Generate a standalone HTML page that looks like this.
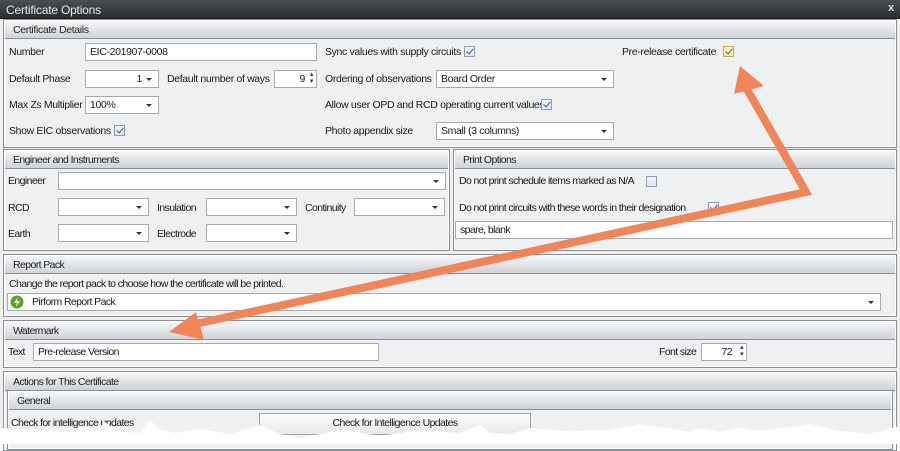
##########
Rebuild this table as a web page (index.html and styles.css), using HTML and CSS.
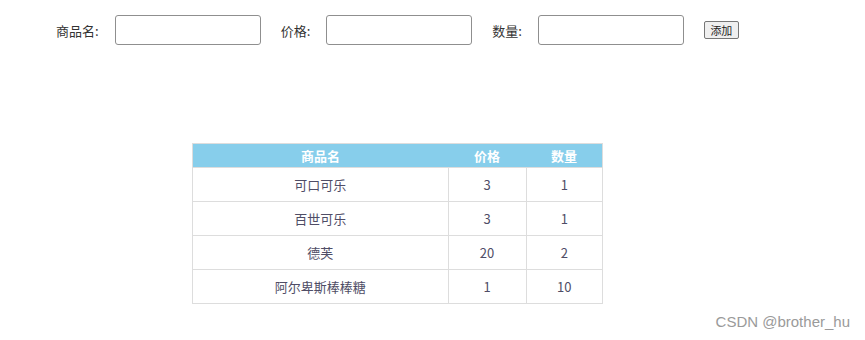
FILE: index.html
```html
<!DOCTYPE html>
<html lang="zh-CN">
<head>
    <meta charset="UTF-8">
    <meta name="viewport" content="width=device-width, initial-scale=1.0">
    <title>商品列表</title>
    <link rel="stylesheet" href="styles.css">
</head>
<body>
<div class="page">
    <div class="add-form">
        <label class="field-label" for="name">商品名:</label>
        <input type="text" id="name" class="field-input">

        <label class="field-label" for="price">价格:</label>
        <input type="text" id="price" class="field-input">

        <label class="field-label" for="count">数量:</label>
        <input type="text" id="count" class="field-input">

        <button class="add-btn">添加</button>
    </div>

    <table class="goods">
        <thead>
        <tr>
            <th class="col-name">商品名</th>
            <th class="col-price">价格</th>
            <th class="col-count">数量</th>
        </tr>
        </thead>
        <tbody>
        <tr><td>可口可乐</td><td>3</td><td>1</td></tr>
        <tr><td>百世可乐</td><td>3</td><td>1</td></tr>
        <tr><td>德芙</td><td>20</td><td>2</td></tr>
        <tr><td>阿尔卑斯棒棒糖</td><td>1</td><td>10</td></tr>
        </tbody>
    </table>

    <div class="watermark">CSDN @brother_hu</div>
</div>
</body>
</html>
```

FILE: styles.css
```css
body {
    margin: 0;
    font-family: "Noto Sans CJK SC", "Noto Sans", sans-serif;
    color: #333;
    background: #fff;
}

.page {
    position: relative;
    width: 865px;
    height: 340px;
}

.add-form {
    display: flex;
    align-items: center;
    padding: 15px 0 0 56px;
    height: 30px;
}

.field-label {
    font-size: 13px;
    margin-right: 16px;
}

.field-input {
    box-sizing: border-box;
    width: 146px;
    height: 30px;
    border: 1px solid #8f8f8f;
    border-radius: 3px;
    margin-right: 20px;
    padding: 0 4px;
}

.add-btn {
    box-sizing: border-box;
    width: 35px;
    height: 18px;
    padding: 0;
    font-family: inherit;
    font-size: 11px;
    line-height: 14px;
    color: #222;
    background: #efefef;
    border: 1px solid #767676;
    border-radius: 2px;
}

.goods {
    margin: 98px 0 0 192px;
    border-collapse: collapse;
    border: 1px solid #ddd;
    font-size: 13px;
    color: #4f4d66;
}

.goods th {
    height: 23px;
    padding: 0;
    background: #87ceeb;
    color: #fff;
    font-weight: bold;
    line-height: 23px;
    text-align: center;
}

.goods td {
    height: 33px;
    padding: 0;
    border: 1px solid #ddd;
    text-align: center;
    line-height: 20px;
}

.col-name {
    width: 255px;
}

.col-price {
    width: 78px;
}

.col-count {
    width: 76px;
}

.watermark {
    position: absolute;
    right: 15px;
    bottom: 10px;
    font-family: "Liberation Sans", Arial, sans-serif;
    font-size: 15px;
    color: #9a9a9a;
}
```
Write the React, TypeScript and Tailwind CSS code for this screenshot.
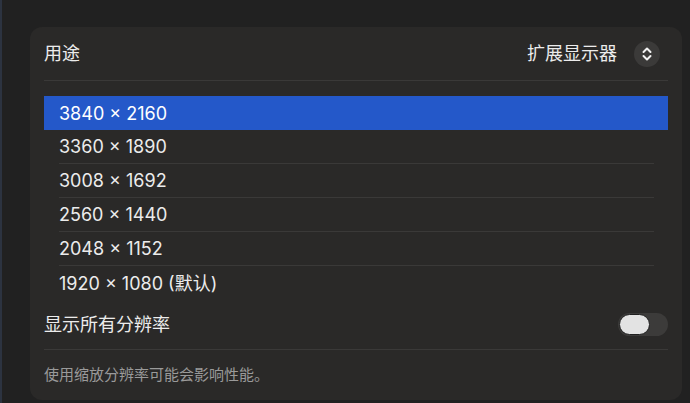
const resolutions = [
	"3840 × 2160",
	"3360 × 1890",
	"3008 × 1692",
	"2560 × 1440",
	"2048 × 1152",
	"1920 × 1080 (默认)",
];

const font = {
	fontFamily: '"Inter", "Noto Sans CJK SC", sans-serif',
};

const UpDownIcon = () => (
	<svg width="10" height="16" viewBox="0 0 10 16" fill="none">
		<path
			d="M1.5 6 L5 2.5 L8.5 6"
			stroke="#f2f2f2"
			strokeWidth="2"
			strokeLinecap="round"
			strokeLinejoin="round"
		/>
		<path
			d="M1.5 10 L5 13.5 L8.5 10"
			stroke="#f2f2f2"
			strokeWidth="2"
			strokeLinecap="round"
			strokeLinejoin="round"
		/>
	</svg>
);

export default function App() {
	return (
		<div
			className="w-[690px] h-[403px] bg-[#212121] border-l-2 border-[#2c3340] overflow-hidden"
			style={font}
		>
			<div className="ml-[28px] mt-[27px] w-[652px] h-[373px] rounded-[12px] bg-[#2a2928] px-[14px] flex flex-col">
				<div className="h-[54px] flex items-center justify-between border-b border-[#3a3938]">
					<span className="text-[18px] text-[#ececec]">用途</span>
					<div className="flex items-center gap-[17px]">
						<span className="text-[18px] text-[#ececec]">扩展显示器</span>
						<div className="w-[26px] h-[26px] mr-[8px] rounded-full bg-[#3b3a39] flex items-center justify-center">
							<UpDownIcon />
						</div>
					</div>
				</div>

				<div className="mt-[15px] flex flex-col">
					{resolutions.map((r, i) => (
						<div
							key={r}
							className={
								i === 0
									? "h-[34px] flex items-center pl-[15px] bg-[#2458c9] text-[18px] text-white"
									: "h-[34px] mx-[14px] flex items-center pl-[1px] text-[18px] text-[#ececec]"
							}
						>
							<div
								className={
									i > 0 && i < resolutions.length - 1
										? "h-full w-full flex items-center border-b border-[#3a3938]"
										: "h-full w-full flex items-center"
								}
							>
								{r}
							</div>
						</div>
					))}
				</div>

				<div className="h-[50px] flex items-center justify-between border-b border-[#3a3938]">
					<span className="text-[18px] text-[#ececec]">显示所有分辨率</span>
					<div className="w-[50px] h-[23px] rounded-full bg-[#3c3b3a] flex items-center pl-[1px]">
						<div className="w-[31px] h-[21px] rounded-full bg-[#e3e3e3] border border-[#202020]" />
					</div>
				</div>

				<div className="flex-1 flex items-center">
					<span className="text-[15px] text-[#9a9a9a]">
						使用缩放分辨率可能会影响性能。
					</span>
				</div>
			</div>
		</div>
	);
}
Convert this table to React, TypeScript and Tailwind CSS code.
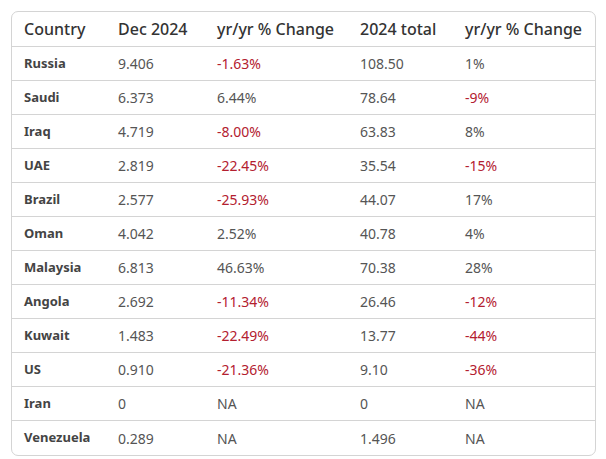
##########
- **Problem to work on**
Determine the number of lines in the records that include the string "this", and respond with that number only.

- **Right answer**
4